When the Namespace is not specified, the artefact is assumed to belong to the same environment as the Transformation.

The result of a Transformation is always assumed to belong to the same environment as the Transformation, therefore the specification of the namespace of the result is not allowed.

Within a given environment, the names of all the VTL artefacts (such as Value Domains, Sets, Variables, Components, Data Sets) are assigned by the users.

Some VTL Operators assume that a VTL environment have certain default names for some kinds of Variables or Value Domains which are needed to perform the correspondent operations (for example, the operators which transform the data type of the Measure of the input Data Sets assign a default name to the resulting Measure, the check operators assign default names to Components and Value Domains needed to represent the results of the checks). In the VTL manuals, some definite default names are adopted for explanatory purposes, however these names are not mandatory and can be personalised if needed. If VTL rules are exchanged between different VTL systems, the partners of the exchange must be aware of the names adopted by the counterparties.
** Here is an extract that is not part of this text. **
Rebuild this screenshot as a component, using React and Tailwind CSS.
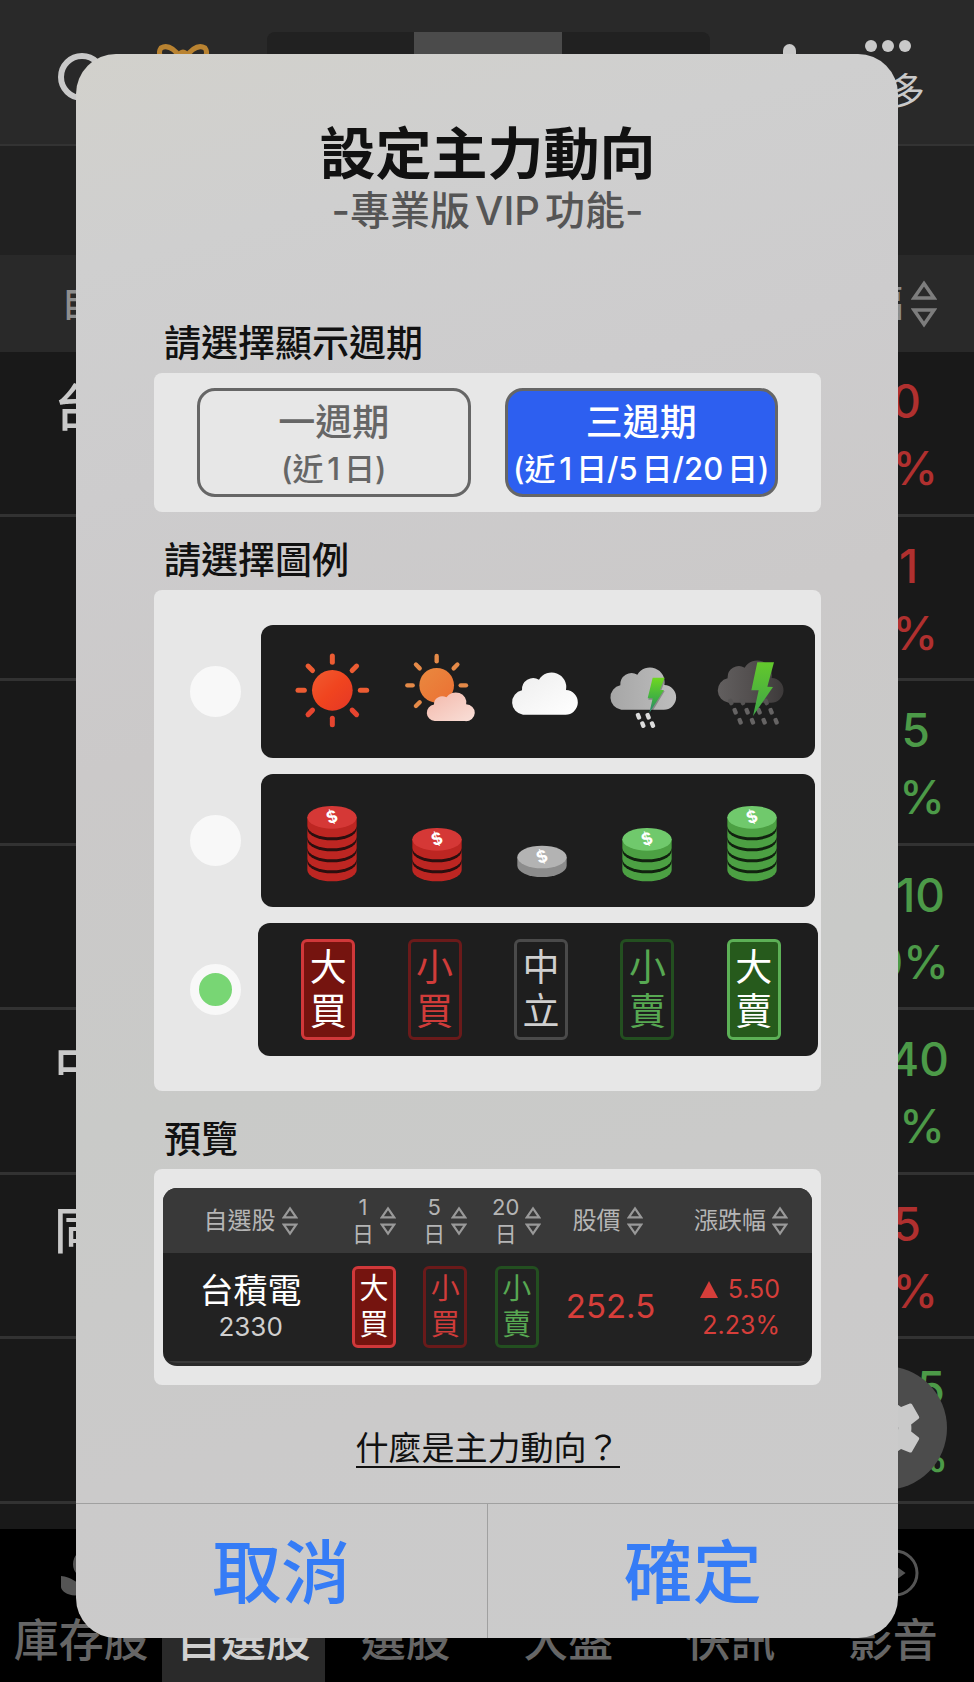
import React, { useState } from 'react';
import { MdSettings } from 'react-icons/md';
import clsx from 'clsx';

const rows = [
  { name: '台', change: '0', percent: '%', color: 'text-[#b0302f]', pad: 'pr-[53px]', padPercent: 'pr-[36px]' },
  { name: '', change: '1', percent: '%', color: 'text-[#b0302f]', pad: 'pr-[56px]', padPercent: 'pr-[36px]' },
  { name: '', change: '5', percent: '%', color: 'text-[#4c9a48]', pad: 'pr-[44px]', padPercent: 'pr-[29px]' },
  { name: '', change: '10', percent: '0%', color: 'text-[#4c9a48]', pad: 'pr-[29px]', padPercent: 'pr-[25px]' },
  { name: '中', change: '40', percent: '%', color: 'text-[#4c9a48]', pad: 'pr-[25px]', padPercent: 'pr-[29px]' },
  { name: '同', change: '5', percent: '%', color: 'text-[#b0302f]', pad: 'pr-[53px]', padPercent: 'pr-[36px]' },
  { name: '', change: '5', percent: '%', color: 'text-[#4c9a48]', pad: 'pr-[29px]', padPercent: 'pr-[25px]' },
];

const tabs = ['庫存股', '自選股', '選股', '大盤', '快訊', '影音'];

const tagStyles = {
  bigBuy: 'border-[#d0383a] bg-[#75140f] text-white',
  smallBuy: 'border-[#6a1a1a] text-[#d03c3a]',
  neutral: 'border-[#4a4a4a] text-[#cfcfcf]',
  smallSell: 'border-[#234f20] text-[#57a852]',
  bigSell: 'border-[#5cb056] bg-[#265a1c] text-white',
};

const SortIcon = ({ className }) => (
  <svg viewBox="0 0 26 48" className={className} fill="none" stroke="currentColor" strokeWidth="3.5" aria-hidden="true">
    <path d="M13 3.5 L23 18 H3 Z" />
    <path d="M13 44.5 L23 30 H3 Z" />
  </svg>
);

const Tag = ({ kind, text, small }) => (
  <span
    className={clsx(
      'inline-flex flex-col items-center justify-center border-[3px] rounded-md',
      small ? 'w-11 h-[82px] text-[29px] leading-9' : 'w-[54px] h-[101px] text-[37px] leading-[44px]',
      tagStyles[kind]
    )}
  >
    <span>{text[0]}</span>
    <span>{text[1]}</span>
  </span>
);

/* ---------- weather legend ---------- */

const CLOUD = 'M36 127 a37 37 0 0 1 -3 -73 a34 34 0 0 1 51 -32 a44 44 0 0 1 81 31 a37 37 0 0 1 -3 74 z';
const iconBox = 'w-[100px] h-[133px]';

const Rays = ({ cx, cy, from, to, angles, width, stroke }) => (
  <g stroke={stroke} strokeWidth={width} strokeLinecap="round">
    {angles.map(a => (
      <line key={a} x1={cx} y1={cy - from} x2={cx} y2={cy - to} transform={`rotate(${a} ${cx} ${cy})`} />
    ))}
  </g>
);

const Sun = () => (
  <svg viewBox="392 132 300 399" className={iconBox} aria-hidden="true">
    <defs>
      <linearGradient id="sun" gradientUnits="userSpaceOnUse" x1="450" y1="230" x2="640" y2="430">
        <stop offset="0" stopColor="#f0693a" />
        <stop offset=".5" stopColor="#f0441f" />
        <stop offset="1" stopColor="#dd2f2a" />
      </linearGradient>
    </defs>
    <circle cx="546" cy="328" r="61" fill="url(#sun)" />
    <Rays cx={546} cy={328} from={84} to={103} width={15} angles={[0, 45, 90, 270, 315]} stroke="#ec5c33" />
    <Rays cx={546} cy={328} from={84} to={103} width={15} angles={[135, 180, 225]} stroke="#e6452f" />
  </svg>
);

const SunCloud = () => (
  <svg viewBox="708 132 300 399" className={iconBox} aria-hidden="true">
    <defs>
      <linearGradient id="sunset" x1="0" y1="0" x2="1" y2="1">
        <stop offset="0" stopColor="#e9893f" />
        <stop offset="1" stopColor="#ec7033" />
      </linearGradient>
      <linearGradient id="pink" x1="0" y1="0" x2="1" y2="1">
        <stop offset="0" stopColor="#f3b8aa" />
        <stop offset="1" stopColor="#f9dfd8" />
      </linearGradient>
    </defs>
    <circle cx="860" cy="313" r="52" fill="url(#sunset)" />
    <Rays cx={860} cy={313} from={72} to={88} width={13} angles={[0, 45, 90, 225, 270, 315]} stroke="#e58a48" />
    <path d={CLOUD} transform="translate(828 334) scale(.73 .68)" fill="url(#pink)" />
  </svg>
);

const Cloud = () => (
  <svg viewBox="-25 72 300 399" className={iconBox} aria-hidden="true">
    <defs>
      <linearGradient id="white" x1="0" y1="0" x2="1" y2="1">
        <stop offset="0" stopColor="#ededed" />
        <stop offset="1" stopColor="#ffffff" />
      </linearGradient>
    </defs>
    <path d={CLOUD} transform="translate(35 214)" fill="url(#white)" />
  </svg>
);

const Drops = ({ points, fill }) => (
  <g fill={fill}>
    {points.map(([x, y]) => (
      <rect key={`${x}-${y}`} x={x - 6} y={y - 10} width="13" height="20" rx="5" transform={`rotate(-22 ${x} ${y})`} />
    ))}
  </g>
);

const RainCloud = () => (
  <svg viewBox="291 72 300 399" className={iconBox} aria-hidden="true">
    <defs>
      <linearGradient id="gray" x1="0" y1="0" x2="1" y2="0">
        <stop offset="0" stopColor="#a6a6a6" />
        <stop offset="1" stopColor="#bdbdbd" />
      </linearGradient>
      <linearGradient id="bolt" x1="0" y1="0" x2="0" y2="1">
        <stop offset="0" stopColor="#6fd81f" />
        <stop offset=".6" stopColor="#3eae45" />
        <stop offset="1" stopColor="#2c8073" />
      </linearGradient>
    </defs>
    <path d={CLOUD} transform="translate(331 199)" fill="url(#gray)" />
    <path d="M462 234 L500 234 L486 270 L497 270 L455 340 L464 296 L448 296 Z" fill="#000" opacity=".25" />
    <path d="M461 230 L497 230 L483 267 L495 267 L451 336 L461 292 L446 292 Z" fill="url(#bolt)" />
    <Drops fill="#dcdcdc" points={[[418, 346], [447, 346], [431, 371], [460, 371]]} />
  </svg>
);

const StormCloud = () => (
  <svg viewBox="606 72 300 399" className={iconBox} aria-hidden="true">
    <defs>
      <linearGradient id="dark" x1="0" y1="0" x2="1" y2="0">
        <stop offset="0" stopColor="#625f5f" />
        <stop offset=".5" stopColor="#534f4f" />
        <stop offset="1" stopColor="#3d3a3a" />
      </linearGradient>
      <linearGradient id="bolt2" x1="0" y1="0" x2="0" y2="1">
        <stop offset="0" stopColor="#63c82c" />
        <stop offset="1" stopColor="#3fa548" />
      </linearGradient>
    </defs>
    <path d={CLOUD} transform="translate(653 178)" fill="url(#dark)" />
    <Drops fill="#555353" points={[[695, 303], [730, 303], [801, 303]]} />
    <Drops fill="#666464" points={[[708, 331], [744, 331], [780, 331], [816, 331], [723, 361], [760, 361], [795, 361], [831, 361]]} />
    <path d="M775 184 L825 184 L805 257 L822 258 L762 345 L779 268 L757 268 Z" fill="url(#bolt2)" />
  </svg>
);

/* ---------- coin legend ---------- */

const Coins = ({ count, top, side, gap }) => {
  const base = count === 1 ? 275 : 288;
  const layers = Array.from({ length: count }, (_, i) => base - i * 33);
  const face = layers[count - 1] - 26;
  const body = y => `M76 ${y - 26} V${y} A74 34 0 0 0 224 ${y} V${y - 26} Z`;

  return (
    <svg viewBox="-3 0 300 399" className={iconBox} aria-hidden="true">
      {layers.map((y, i) => (
        <g key={y}>
          {i > 0 && <path d={body(y + 9)} fill={gap} />}
          <path d={body(y)} fill={side} />
        </g>
      ))}
      <ellipse cx="150" cy={face} rx="74" ry="34" fill={top} />
      <text
        x="150"
        y={face + 16}
        textAnchor="middle"
        fontSize="50"
        fontWeight="700"
        fill="#fff"
        transform={`rotate(-20 150 ${face})`}
      >
        $
      </text>
    </svg>
  );
};

const red = { top: '#d53836', side: '#bd2622', gap: '#2a0f0f' };
const green = { top: '#70c96c', side: '#4ca043', gap: '#11220f' };
const gray = { top: '#b3b3b3', side: '#8c8c8c', gap: '#222' };

const legends = [
  { id: 'weather', label: '天氣', items: [<Sun />, <SunCloud />, <Cloud />, <RainCloud />, <StormCloud />] },
  {
    id: 'coins',
    label: '金幣',
    items: [
      <Coins count={5} {...red} />,
      <Coins count={3} {...red} />,
      <Coins count={1} {...gray} />,
      <Coins count={3} {...green} />,
      <Coins count={5} {...green} />,
    ],
  },
  {
    id: 'text',
    label: '文字',
    items: [
      <Tag kind="bigBuy" text="大買" />,
      <Tag kind="smallBuy" text="小買" />,
      <Tag kind="neutral" text="中立" />,
      <Tag kind="smallSell" text="小賣" />,
      <Tag kind="bigSell" text="大賣" />,
    ],
  },
];

/* ---------- page behind the dialog ---------- */

const Watchlist = () => (
  <div className="min-h-screen flex flex-col bg-[#191919]" aria-hidden="true">
    <header className="h-[146px] shrink-0 flex items-start pl-[58px] pr-[49px] pt-8 bg-[#292929] border-b-2 border-[#333]">
      <div className="flex gap-[51px] pt-3">
        <svg viewBox="0 0 48 60" className="w-12 h-[60px]" fill="none" stroke="#c9c9c9" strokeWidth="6">
          <circle cx="24" cy="33" r="21" />
        </svg>
        <svg viewBox="0 0 52 40" className="w-[52px] h-10" fill="none" stroke="#b98331" strokeWidth="5">
          <path d="M24 14 C16 3 9 1 4 4 C1 8 3 14 8 20" />
          <path d="M28 14 C36 3 43 1 48 4 C51 8 49 14 44 20" />
          <circle cx="26" cy="11" r="3" fill="#b98331" />
        </svg>
      </div>
      <div className="flex-1 flex justify-center pr-4">
        <div className="flex w-[443px] h-16 rounded-lg overflow-hidden bg-[#212121]">
          <div className="flex-1" />
          <div className="flex-1 bg-[#4b4b4b]" />
          <div className="flex-1" />
        </div>
      </div>
      <div className="flex gap-[55px]">
        <span className="w-[13px] h-10 mt-3 rounded-full bg-[#c9c9c9]" />
        <div className="flex flex-col items-center gap-5 pt-2">
          <div className="flex gap-[5px]">
            <span className="size-3 rounded-full bg-[#c9c9c9]" />
            <span className="size-3 rounded-full bg-[#c9c9c9]" />
            <span className="size-3 rounded-full bg-[#c9c9c9]" />
          </div>
          <span className="text-[37px] leading-10 text-[#c9c9c9]">更多</span>
        </div>
      </div>
    </header>
    <div className="h-[109px] shrink-0 bg-[#212121]" />
    <div className="h-[97px] shrink-0 flex items-center justify-between pl-[61px] pr-[37px] bg-[#292929] text-[37px] font-medium text-[#8e8e8e]">
      <span>自選股</span>
      <span className="flex items-center gap-2">
        漲跌幅
        <SortIcon className="w-[26px] h-12 text-[#7d7d7d]" />
      </span>
    </div>
    <div className="flex-1 flex flex-col font-medium">
      {rows.map((row, i) => (
        <div key={i} className="flex-1 flex justify-between border-b-[3px] border-[#323232]">
          <span className="pl-[54px] pt-[26px] text-[50px] leading-[60px] text-[#c9c9c9]">{row.name}</span>
          <span className={clsx('flex flex-col pt-4 text-[46px] leading-[67px] text-right', row.color)}>
            <span className={row.pad}>{row.change}</span>
            <span className={row.padPercent}>{row.percent}</span>
          </span>
        </div>
      ))}
    </div>
    <div className="h-[25px] shrink-0" />
    <nav className="h-[153px] shrink-0 flex bg-black text-[45px] leading-[56px] font-medium text-[#666]">
      {tabs.map((tab, i) => (
        <div key={tab} className={clsx('flex-1 flex flex-col items-center pt-[22px]', i === 1 && 'bg-[#2a2a2a] text-[#d0d0d0]')}>
          <span className="h-[62px]">
            {i === 0 && (
              <svg viewBox="0 0 48 48" className="size-12" fill="#555">
                <circle cx="31" cy="13" r="15" />
                <path d="M4 25 C14 25 20 34 30 34 L44 30 V44 H22 C12 46 4 40 4 36 Z" />
              </svg>
            )}
            {i === 5 && (
              <svg viewBox="0 0 48 48" className="size-12 overflow-visible" fill="none" stroke="#555" strokeWidth="3">
                <circle cx="26" cy="22" r="22" />
                <path d="M20 12 L34 22 L20 32 Z" fill="#555" />
              </svg>
            )}
          </span>
          <span>{tab}</span>
        </div>
      ))}
    </nav>
    <div className="absolute right-[27px] bottom-[192px] size-[124px] rounded-full bg-[#4c4c4c] flex items-center justify-center">
      <MdSettings className="size-[88px] text-[#c9c9c9]" />
    </div>
  </div>
);

const SectionTitle = ({ children, className }) => (
  <h2 className={clsx('mb-2 pl-[10px] text-[37px] leading-[42px] font-medium text-[#111]', className)}>{children}</h2>
);

const PeriodButton = ({ active, title, note, onClick }) => (
  <button
    type="button"
    aria-pressed={active}
    onClick={onClick}
    className={clsx(
      'flex-1 h-[109px] pt-[5px] rounded-[18px] border-[3px] border-[#666] font-medium whitespace-nowrap flex flex-col items-center justify-center',
      active ? 'bg-[#2d5ff0] text-white' : 'text-[#666]'
    )}
  >
    <span className="text-[37px] leading-[48px]">{title}</span>
    <span className="text-[31px] leading-[44px]">{note}</span>
  </button>
);

const HeadCell = ({ children, className }) => (
  <th scope="col" className="p-0 font-normal">
    <span className={clsx('flex items-center justify-center gap-[6px]', className)}>
      <span>{children}</span>
      <SortIcon className="w-4 h-[30px] text-[#999]" />
    </span>
  </th>
);

const DayHead = ({ days }) => (
  <HeadCell>
    <span className="block text-[22px] leading-[27px]">{days}</span>
    <span className="block text-[22px] leading-[27px]">日</span>
  </HeadCell>
);

const Preview = () => (
  <div className="rounded-[14px] overflow-hidden bg-[#222] border-b-[3px] border-[#2a2a2a]">
    <table className="w-full table-fixed text-center">
      <colgroup>
        <col className="w-[27%]" />
        <col className="w-[11%]" />
        <col className="w-[11%]" />
        <col className="w-[11%]" />
        <col className="w-[17%]" />
        <col className="w-[23%]" />
      </colgroup>
      <thead>
        <tr className="h-[65px] bg-[#393939] text-2xl leading-6 text-[#b5b5b5]">
          <HeadCell>自選股</HeadCell>
          <DayHead days="1" />
          <DayHead days="5" />
          <DayHead days="20" />
          <HeadCell>股價</HeadCell>
          <HeadCell className="!justify-end pr-6">漲跌幅</HeadCell>
        </tr>
      </thead>
      <tbody>
        <tr className="h-[109px] border-b-2 border-[#3a3a3a]">
          <td className="p-0">
            <div className="text-[34px] leading-10 text-white">台積電</div>
            <div className="text-[26px] leading-8 text-[#cfcfcf]">2330</div>
          </td>
          <td className="p-0"><div className="flex justify-center"><Tag small kind="bigBuy" text="大買" /></div></td>
          <td className="p-0"><div className="flex justify-center"><Tag small kind="smallBuy" text="小買" /></div></td>
          <td className="p-0"><div className="flex justify-center"><Tag small kind="smallSell" text="小賣" /></div></td>
          <td className="p-0 pl-[6px] text-[33px] text-[#d63e3a]">252.5</td>
          <td className="p-0 pr-8 text-[25px] leading-9 text-[#d63e3a] text-right">
            <div className="flex items-center justify-end gap-[10px]">
              <svg viewBox="0 0 18 17" className="w-[18px] h-[17px]" fill="currentColor" aria-hidden="true">
                <path d="M9 0 L18 17 H0 Z" />
              </svg>
              5.50
            </div>
            <div>2.23%</div>
          </td>
        </tr>
      </tbody>
    </table>
  </div>
);

const App = () => {
  const [period, setPeriod] = useState('three');
  const [legend, setLegend] = useState('text');

  return (
    <div lang="zh-Hant" className="relative min-h-screen overflow-hidden font-['Inter','Noto_Sans_CJK_TC',sans-serif] [text-autospace:normal]">
      <Watchlist />

      <div className="absolute inset-0 px-[76px] pt-[54px] pb-11">
        <div
          role="dialog"
          aria-labelledby="dialog-title"
          className="h-full flex flex-col rounded-[40px] overflow-hidden bg-[linear-gradient(165deg,#d2d1cc_0%,#cfcfcf_12%,#cdcccd_25%,#cbc9c9_40%,#c9cac8_60%,#cbcaca_80%,#cbcbcb_100%)]"
        >
          <div className="pl-[78px] pr-[77px] pt-[70px] flex-1">
            <h1 id="dialog-title" className="text-[56px] leading-[60px] font-bold text-center text-[#111]">設定主力動向</h1>
            <p className="mt-[5px] text-[40px] leading-[44px] font-medium text-center text-[#555]">-專業版VIP功能-</p>

            <SectionTitle className="mt-[90px]">請選擇顯示週期</SectionTitle>
            <div className="flex gap-[34px] px-[43px] py-[15px] rounded-lg bg-[#e7e7e7]">
              <PeriodButton active={period === 'one'} title="一週期" note="(近1日)" onClick={() => setPeriod('one')} />
              <PeriodButton active={period === 'three'} title="三週期" note="(近1日/5日/20日)" onClick={() => setPeriod('three')} />
            </div>

            <SectionTitle className="mt-7">請選擇圖例</SectionTitle>
            <div className="flex flex-col gap-4 pl-9 pr-[6px] py-[35px] rounded-lg bg-[#e7e7e7]">
              {legends.map(({ id, label, items }) => (
                <label key={id} className="flex items-center gap-5">
                  <input
                    type="radio"
                    name="legend"
                    aria-label={label}
                    checked={legend === id}
                    onChange={() => setLegend(id)}
                    className="appearance-none shrink-0 size-[51px] rounded-full border-[9px] border-[#f8f8f8] bg-[#f8f8f8] checked:bg-[#78d674]"
                  />
                  <span
                    className={clsx(
                      'flex-1 h-[133px] pl-[17px] pr-[11px] rounded-xl bg-[#1e1e1e] grid grid-cols-5 items-center justify-items-center',
                      legend === id && '-mx-[3px]'
                    )}
                  >
                    {items.map((item, i) => (
                      <React.Fragment key={i}>{item}</React.Fragment>
                    ))}
                  </span>
                </label>
              ))}
            </div>

            <SectionTitle className="mt-7">預覽</SectionTitle>
            <div className="px-[9px] py-[19px] rounded-lg bg-[#e7e7e7]">
              <Preview />
            </div>

            <div className="mt-[45px] text-center">
              <a href="#about" className="inline-block border-b-2 border-[#111] text-[33px] leading-9 text-[#111]">什麼是主力動向？</a>
            </div>
          </div>

          <div className="h-[135px] flex border-t border-[#a0a0a0] text-[69px] leading-none font-medium text-[#357cf6]">
            <button type="button" className="flex-1 pt-1 border-r border-[#a0a0a0]">取消</button>
            <button type="button" className="flex-1 pt-1">確定</button>
          </div>
        </div>
      </div>
    </div>
  );
};

export default App;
The connection to the persistent storage

As described in the VTL IM, the Data Set is considered as an artefact at a logical level, equivalent to a mathematical function. A VTL Data Set contains the set of Data Points that are the occurrences of the function. Each Data Point is interpreted an association between a combination of values of the independent variables (the Identifiers) and the corresponding values of the dependent variables (the Measures and Attributes).

Therefore, the VTL statements reference the conceptual/logical Data Sets and not the objects in which they are persistently stored. As already mentioned, there can be any relationships between the VTL logical Data Sets and the corresponding persistent objects (one VTL Data Set in one storage object, more VTL Data Sets in one storage object, one VTL Data Set in more storage objects, more VTL Data Sets in more storage objects). The mapping between the VTL Data Sets and the storage objects is out of the scope of the VTL and is left to the implementations.